In 1941 Zorbas died a sudden death of a heart attack just a few months after he arranged the marriage of his daughter into the Yada family of rich Jewish traders.  Nothing else was known about the big bohemian until the film made Zorba a world hero. His original grave was transferred to Butel from Crnice after the Crnice cemetery was closed. His gravestone is still shining today in one of the corners of the Butel Cemetery decorated with the only known photograph of Zorbas preserved by his nephew Vangel. It bears witness to his extraordinary appearance and lifestyle.

The international fame came to Jorgos Zorbas soon after his death. In 1946 his friend, the Cretan author Nikos Kazantzakis published the novel which he called Zorba the Greek: Life and Times of Alexis Zorba. To avoid disputes with the Zorbas family he changed the name of the main character and moved the action from Skopje to Crete, a place he knew much better than Skopje. It is the tale of a young Greek intellectual who ventures to escape his bookish life with the aid of the boisterous and mysterious Alexis Zorba. The novel was adapted into an even more successful film in 1964 by Cypriot author Michael Cacoyannis. The film featuring international stars won several Oscars. For this film, the Greek composer Mikis Theodorakis created a special dance based on the Greek melodies, which he called sirtaki. The music and the choreography of the dance soon became the most recognizable global cultural product of modern Greece. In 1968 Zorba musical was first performed on Broadway, and in 1988 a ballet of the same name was premiered in Verona, Italy.
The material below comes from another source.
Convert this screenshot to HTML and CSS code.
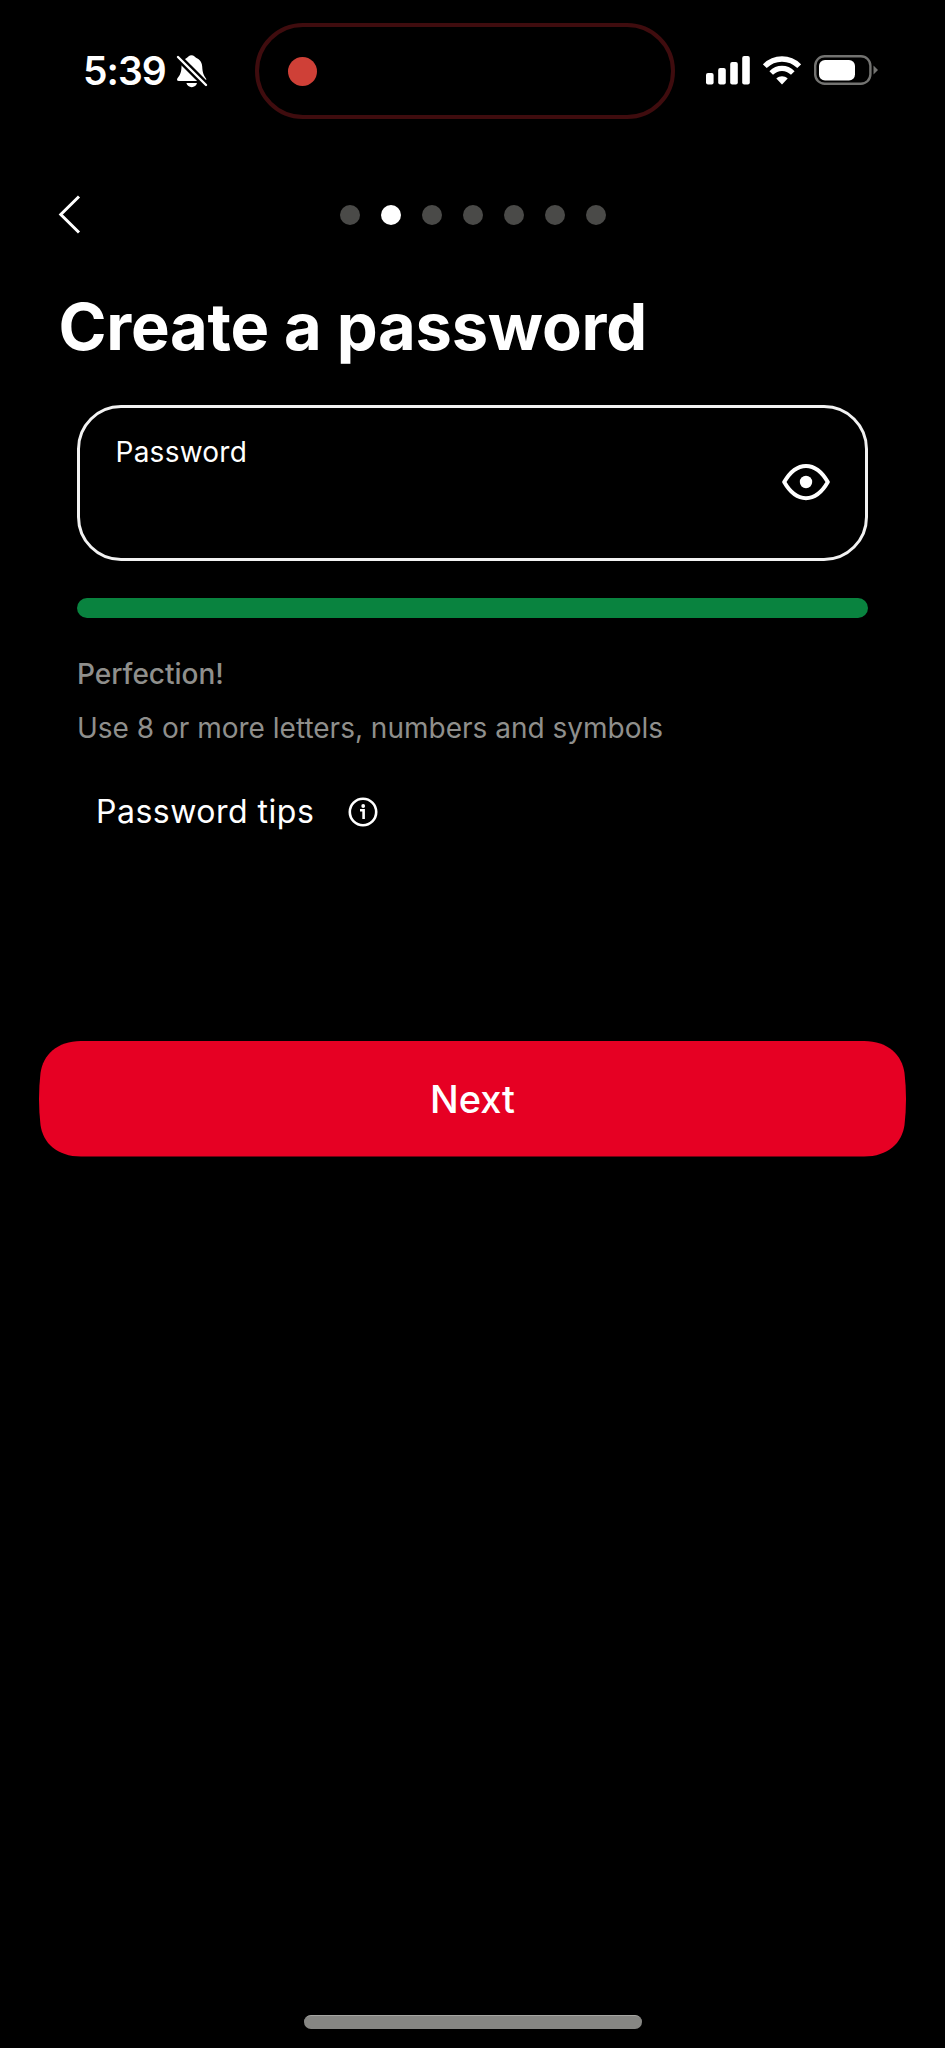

In the mid-nineties the legendary Theodorakis staged and conducted the musical at the Macedonian National Theatre, to celebrate the improvement of the political relations between the two countries. One of the most important statements in the novel captures the essence of Zorba’s cosmopolitan’s views: “First I was distinguishing people as Greeks, Turks, Bulgarians, and Macedonians. Later I only considered them bad or good. Time is coming when I will not make even such distinction.”